A very little reflection, when the capacity to reflect returned, convinced her that any attempt to identify Lady Glyde and to rescue her by legal means, would, even if successful, involve a delay that might be fatal to her sister's intellects, which were shaken already by the horror of the situation to which she had been consigned. (3.1.2.32)
Marian has to make a hard choice here to not rely on the law and official channels to rescue her sister.
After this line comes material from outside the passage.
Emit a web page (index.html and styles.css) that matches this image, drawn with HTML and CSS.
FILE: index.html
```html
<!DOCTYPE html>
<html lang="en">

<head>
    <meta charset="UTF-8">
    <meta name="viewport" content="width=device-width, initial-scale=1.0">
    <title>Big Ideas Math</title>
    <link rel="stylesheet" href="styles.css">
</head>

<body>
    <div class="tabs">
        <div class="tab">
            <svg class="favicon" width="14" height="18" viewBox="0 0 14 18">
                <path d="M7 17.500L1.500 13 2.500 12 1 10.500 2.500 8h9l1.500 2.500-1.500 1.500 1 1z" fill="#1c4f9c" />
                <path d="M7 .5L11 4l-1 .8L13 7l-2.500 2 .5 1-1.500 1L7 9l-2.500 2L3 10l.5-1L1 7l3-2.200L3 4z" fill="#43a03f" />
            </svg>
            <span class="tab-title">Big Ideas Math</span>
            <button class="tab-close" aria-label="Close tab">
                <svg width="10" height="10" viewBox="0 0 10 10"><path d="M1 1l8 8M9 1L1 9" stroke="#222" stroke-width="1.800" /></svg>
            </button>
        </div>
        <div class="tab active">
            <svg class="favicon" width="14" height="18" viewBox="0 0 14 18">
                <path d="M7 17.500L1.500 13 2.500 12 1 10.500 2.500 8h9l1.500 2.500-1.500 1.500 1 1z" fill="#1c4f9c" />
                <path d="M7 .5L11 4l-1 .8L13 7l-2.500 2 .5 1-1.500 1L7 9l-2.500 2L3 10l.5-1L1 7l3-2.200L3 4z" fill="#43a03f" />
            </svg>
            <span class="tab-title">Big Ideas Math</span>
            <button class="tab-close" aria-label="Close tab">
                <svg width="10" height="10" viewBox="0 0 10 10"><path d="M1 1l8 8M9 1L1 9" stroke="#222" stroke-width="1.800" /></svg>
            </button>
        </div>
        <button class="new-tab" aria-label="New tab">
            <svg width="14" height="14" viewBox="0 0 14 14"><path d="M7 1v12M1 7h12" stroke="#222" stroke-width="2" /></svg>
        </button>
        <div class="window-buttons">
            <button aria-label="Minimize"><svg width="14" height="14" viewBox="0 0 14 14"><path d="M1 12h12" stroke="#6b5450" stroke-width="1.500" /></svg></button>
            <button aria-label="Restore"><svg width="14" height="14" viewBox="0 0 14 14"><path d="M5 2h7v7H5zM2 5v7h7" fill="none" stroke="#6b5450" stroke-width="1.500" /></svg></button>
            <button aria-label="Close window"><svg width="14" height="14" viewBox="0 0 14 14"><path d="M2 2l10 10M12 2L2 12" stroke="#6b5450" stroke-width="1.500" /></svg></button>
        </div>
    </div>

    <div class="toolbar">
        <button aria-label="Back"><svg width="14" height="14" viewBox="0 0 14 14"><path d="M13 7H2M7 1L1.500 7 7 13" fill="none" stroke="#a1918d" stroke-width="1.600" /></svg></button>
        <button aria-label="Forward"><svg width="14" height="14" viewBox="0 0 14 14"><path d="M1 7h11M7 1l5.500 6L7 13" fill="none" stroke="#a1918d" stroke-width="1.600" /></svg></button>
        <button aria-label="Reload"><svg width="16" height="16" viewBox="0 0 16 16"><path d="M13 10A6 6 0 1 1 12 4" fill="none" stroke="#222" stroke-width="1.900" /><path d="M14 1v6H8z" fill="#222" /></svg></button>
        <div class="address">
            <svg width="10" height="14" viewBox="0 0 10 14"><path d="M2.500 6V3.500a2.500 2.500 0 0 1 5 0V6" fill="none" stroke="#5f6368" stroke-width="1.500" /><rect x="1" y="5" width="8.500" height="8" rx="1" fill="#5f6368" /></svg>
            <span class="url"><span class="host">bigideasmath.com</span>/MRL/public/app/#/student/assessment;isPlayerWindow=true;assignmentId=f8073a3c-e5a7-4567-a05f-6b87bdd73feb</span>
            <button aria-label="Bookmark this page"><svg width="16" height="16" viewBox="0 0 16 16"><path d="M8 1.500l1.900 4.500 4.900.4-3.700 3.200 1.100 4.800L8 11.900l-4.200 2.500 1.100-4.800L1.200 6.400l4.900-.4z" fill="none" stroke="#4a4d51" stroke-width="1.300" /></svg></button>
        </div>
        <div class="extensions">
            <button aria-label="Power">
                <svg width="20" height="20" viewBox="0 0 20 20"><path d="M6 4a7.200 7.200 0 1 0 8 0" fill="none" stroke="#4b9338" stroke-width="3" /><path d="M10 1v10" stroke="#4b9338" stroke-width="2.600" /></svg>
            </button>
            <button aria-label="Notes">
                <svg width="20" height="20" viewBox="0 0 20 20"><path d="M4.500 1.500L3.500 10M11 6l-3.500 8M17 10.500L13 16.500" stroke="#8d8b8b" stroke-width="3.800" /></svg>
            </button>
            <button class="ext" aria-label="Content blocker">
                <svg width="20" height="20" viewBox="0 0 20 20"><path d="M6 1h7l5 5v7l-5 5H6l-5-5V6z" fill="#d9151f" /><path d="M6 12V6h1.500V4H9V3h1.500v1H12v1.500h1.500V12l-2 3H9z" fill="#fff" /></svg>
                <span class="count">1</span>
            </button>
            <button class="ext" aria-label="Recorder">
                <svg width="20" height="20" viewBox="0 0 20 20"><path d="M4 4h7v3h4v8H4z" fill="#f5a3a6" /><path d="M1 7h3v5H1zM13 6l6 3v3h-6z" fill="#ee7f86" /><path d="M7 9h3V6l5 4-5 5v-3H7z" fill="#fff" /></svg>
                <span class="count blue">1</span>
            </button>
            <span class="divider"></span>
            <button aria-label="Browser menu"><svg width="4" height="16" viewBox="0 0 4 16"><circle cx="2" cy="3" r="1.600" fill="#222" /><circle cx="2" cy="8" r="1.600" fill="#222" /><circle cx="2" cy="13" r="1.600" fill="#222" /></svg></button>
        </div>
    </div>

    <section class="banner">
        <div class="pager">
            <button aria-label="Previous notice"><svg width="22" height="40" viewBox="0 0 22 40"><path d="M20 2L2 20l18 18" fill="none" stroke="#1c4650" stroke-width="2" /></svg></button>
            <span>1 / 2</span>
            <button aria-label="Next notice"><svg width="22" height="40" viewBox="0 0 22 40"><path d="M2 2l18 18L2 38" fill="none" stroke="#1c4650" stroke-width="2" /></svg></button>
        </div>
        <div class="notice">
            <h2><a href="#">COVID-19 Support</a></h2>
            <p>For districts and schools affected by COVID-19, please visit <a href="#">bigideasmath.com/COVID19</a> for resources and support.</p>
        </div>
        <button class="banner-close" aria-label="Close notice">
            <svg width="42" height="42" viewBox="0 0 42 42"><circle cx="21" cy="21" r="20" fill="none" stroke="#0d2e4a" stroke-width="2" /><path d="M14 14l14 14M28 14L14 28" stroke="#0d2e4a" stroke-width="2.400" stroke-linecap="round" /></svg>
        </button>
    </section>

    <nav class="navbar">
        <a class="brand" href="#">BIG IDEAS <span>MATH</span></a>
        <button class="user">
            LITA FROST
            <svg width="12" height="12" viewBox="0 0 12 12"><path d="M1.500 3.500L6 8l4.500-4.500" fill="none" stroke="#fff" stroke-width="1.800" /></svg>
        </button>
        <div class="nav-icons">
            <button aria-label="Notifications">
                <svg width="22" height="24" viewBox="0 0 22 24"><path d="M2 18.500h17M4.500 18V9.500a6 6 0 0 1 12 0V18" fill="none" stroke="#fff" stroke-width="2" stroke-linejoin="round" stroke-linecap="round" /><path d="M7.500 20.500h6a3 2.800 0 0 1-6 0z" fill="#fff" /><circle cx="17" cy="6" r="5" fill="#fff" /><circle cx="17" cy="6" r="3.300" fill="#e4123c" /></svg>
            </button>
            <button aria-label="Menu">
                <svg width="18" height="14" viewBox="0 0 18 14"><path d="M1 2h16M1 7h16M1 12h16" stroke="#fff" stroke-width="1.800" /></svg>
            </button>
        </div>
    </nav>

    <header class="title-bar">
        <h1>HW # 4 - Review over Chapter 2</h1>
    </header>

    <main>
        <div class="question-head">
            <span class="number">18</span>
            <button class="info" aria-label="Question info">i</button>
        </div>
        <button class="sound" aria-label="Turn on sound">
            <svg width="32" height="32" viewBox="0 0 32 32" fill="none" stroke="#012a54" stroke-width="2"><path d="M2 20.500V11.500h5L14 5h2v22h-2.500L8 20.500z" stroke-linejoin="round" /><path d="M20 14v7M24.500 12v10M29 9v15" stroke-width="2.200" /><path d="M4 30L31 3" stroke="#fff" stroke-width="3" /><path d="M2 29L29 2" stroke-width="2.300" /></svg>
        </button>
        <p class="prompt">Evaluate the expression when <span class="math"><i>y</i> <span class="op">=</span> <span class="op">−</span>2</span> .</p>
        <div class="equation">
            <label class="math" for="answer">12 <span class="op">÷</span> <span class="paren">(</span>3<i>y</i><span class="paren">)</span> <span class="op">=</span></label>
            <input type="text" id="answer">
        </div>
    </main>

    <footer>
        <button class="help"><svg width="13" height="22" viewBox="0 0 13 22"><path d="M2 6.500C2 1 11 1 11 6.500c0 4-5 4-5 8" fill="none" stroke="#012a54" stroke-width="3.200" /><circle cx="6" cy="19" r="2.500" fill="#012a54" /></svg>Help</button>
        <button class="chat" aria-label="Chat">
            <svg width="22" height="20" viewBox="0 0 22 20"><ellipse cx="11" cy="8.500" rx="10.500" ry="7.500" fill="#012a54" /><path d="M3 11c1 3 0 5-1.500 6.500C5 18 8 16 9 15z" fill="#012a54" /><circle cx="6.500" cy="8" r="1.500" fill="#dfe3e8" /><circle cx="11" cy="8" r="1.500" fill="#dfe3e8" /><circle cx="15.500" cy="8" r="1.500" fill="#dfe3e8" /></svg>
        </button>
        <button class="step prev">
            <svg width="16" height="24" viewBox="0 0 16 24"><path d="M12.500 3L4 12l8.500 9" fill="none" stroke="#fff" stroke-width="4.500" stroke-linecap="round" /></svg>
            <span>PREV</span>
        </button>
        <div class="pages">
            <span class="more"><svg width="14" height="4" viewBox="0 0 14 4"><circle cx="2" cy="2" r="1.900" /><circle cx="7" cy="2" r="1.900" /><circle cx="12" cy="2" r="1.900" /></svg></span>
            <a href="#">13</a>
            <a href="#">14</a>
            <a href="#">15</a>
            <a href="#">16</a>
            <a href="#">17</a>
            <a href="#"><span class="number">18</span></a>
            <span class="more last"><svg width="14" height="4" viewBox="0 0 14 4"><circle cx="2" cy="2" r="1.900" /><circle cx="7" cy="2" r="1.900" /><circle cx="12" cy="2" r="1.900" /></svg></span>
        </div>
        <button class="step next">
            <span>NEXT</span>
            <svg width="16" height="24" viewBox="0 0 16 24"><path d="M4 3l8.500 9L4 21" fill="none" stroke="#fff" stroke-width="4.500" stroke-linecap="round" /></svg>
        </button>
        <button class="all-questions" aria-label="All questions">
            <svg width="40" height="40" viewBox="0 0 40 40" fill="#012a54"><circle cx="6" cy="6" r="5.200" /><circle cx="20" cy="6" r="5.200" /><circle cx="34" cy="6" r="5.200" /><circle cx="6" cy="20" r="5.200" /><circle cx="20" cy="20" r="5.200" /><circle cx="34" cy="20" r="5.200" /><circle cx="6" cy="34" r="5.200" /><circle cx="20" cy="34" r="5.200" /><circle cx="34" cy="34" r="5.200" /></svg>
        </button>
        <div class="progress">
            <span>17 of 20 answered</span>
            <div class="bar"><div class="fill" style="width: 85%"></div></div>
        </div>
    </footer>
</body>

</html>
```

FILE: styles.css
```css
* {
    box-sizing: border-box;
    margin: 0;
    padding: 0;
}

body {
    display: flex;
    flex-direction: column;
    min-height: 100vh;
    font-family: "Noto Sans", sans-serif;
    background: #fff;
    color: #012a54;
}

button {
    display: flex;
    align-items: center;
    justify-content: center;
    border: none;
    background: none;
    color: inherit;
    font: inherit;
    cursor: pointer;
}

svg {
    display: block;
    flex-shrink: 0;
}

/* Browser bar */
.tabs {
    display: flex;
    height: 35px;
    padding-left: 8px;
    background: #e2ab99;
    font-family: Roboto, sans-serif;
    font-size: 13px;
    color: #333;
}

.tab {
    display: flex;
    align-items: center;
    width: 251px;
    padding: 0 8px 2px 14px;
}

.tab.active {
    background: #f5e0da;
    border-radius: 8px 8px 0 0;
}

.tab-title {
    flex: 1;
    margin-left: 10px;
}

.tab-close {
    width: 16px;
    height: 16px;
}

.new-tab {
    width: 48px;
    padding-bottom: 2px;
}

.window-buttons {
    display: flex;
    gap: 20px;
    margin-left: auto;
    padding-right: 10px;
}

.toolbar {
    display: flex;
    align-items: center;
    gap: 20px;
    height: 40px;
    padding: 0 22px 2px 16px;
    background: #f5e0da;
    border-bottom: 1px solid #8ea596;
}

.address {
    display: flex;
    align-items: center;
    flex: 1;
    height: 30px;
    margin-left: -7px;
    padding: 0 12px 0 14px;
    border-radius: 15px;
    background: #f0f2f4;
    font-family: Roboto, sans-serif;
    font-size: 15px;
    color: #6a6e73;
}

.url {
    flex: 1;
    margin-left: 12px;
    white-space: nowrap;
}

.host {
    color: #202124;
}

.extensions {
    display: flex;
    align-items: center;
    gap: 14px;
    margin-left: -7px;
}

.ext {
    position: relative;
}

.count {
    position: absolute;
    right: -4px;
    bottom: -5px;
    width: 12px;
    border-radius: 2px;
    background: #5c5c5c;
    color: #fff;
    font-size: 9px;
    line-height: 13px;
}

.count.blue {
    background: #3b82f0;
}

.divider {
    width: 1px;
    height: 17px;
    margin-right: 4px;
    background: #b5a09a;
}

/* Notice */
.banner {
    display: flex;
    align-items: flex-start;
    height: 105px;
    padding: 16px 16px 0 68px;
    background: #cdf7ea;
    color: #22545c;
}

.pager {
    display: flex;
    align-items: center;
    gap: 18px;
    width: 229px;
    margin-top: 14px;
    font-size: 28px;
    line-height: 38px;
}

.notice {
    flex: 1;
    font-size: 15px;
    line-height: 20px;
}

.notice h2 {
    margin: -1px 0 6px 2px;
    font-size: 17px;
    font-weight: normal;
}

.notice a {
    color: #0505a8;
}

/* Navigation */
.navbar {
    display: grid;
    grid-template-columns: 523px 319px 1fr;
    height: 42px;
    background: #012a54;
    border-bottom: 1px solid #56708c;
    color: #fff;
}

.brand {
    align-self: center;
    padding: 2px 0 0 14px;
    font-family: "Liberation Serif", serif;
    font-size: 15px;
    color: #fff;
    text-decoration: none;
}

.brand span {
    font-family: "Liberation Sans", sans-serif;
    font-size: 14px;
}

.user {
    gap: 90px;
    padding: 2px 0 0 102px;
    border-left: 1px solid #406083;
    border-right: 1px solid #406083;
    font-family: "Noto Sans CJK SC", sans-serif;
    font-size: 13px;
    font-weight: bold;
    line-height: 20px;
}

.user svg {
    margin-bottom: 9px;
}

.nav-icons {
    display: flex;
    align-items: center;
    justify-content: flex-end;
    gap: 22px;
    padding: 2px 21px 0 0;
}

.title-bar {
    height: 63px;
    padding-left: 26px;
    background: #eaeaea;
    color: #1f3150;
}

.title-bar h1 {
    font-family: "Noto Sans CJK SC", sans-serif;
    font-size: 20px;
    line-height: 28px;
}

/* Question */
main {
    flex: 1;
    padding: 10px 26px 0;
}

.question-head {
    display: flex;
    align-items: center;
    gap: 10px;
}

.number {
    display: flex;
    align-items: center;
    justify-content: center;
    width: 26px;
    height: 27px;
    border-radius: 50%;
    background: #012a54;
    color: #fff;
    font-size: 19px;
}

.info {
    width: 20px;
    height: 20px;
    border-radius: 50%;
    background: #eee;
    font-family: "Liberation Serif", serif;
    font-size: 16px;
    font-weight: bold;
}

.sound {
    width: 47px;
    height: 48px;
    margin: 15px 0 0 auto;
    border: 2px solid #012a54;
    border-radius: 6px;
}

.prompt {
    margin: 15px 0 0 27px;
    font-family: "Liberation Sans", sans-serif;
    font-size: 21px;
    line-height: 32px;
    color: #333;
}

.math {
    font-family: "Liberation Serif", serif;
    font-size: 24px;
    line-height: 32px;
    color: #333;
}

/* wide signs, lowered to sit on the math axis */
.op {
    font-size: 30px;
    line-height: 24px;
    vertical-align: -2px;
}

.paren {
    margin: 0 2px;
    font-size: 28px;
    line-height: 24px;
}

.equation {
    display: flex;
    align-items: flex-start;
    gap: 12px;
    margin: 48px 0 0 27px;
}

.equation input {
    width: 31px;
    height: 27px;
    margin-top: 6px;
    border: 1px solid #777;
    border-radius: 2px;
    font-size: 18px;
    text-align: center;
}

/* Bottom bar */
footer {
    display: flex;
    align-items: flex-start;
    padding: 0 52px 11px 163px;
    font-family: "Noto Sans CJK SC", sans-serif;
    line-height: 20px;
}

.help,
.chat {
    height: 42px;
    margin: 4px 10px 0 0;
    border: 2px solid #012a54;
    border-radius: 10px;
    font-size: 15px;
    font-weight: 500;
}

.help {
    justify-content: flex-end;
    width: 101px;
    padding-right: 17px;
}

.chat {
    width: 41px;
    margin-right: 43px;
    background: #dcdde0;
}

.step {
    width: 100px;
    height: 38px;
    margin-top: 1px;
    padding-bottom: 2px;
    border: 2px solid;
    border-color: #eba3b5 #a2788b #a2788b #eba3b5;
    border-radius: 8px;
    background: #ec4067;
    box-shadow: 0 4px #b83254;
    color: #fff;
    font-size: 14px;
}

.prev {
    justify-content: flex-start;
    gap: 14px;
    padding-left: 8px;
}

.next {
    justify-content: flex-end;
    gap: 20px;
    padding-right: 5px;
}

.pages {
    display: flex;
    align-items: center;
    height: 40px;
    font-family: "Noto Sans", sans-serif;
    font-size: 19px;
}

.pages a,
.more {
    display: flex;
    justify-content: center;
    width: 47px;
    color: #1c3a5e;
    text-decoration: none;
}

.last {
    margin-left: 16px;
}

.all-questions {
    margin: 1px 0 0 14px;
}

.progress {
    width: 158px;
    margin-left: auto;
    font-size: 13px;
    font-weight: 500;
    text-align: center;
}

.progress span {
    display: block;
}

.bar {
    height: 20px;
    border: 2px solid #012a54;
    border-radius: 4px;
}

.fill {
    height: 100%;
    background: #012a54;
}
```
The style here is worth noting: Marian tells her story to Walter, who relates it dispassionately to us, going so far as to refer to Laura as "Lady Glyde."
I knew that the motive of securing the just recognition of my wife in the birthplace from which she had been driven out as an impostor, and of publicly erasing the lie that still profaned her mother's tombstone, was far purer, in its freedom from all taint of evil passion, than the vindictive motive which had mingled itself with my purpose from the first. (3.3.7.63)
Walter clearly consulted his thesaurus before he started writing this section. The powerful language and imagery (especially the part about the "profaned tombstone") really drive home the stakes he is dealing with. Walter is on a crusade for justice here, but even he isn't immune to anger and a desire for revenge.
All remembrance […] of the oath I had sworn in my own heart to summon him to the terrible reckoning that he deserved—passed from my memory like a dream. I remembered nothing but the horror of his situation. I felt nothing but the natural human impulse to save him from a frightful death. (3.1.10.73)
This passage is really lyrical, which ties in nicely to Walter's sense of being in a "dream." Walter's epic quest for justice suddenly gets curtailed when faced with the horrible fire.
Other vengeance than mine had followed that fated man from the theatre to his own door, from his own door to his refuge in Paris. Other vengeance than mine had called him to the day of reckoning, and had exacted from him the penalty of his life. (3.5.2.18)
In The Woman in White, the most powerful reckoning comes not from the law, but from death itself.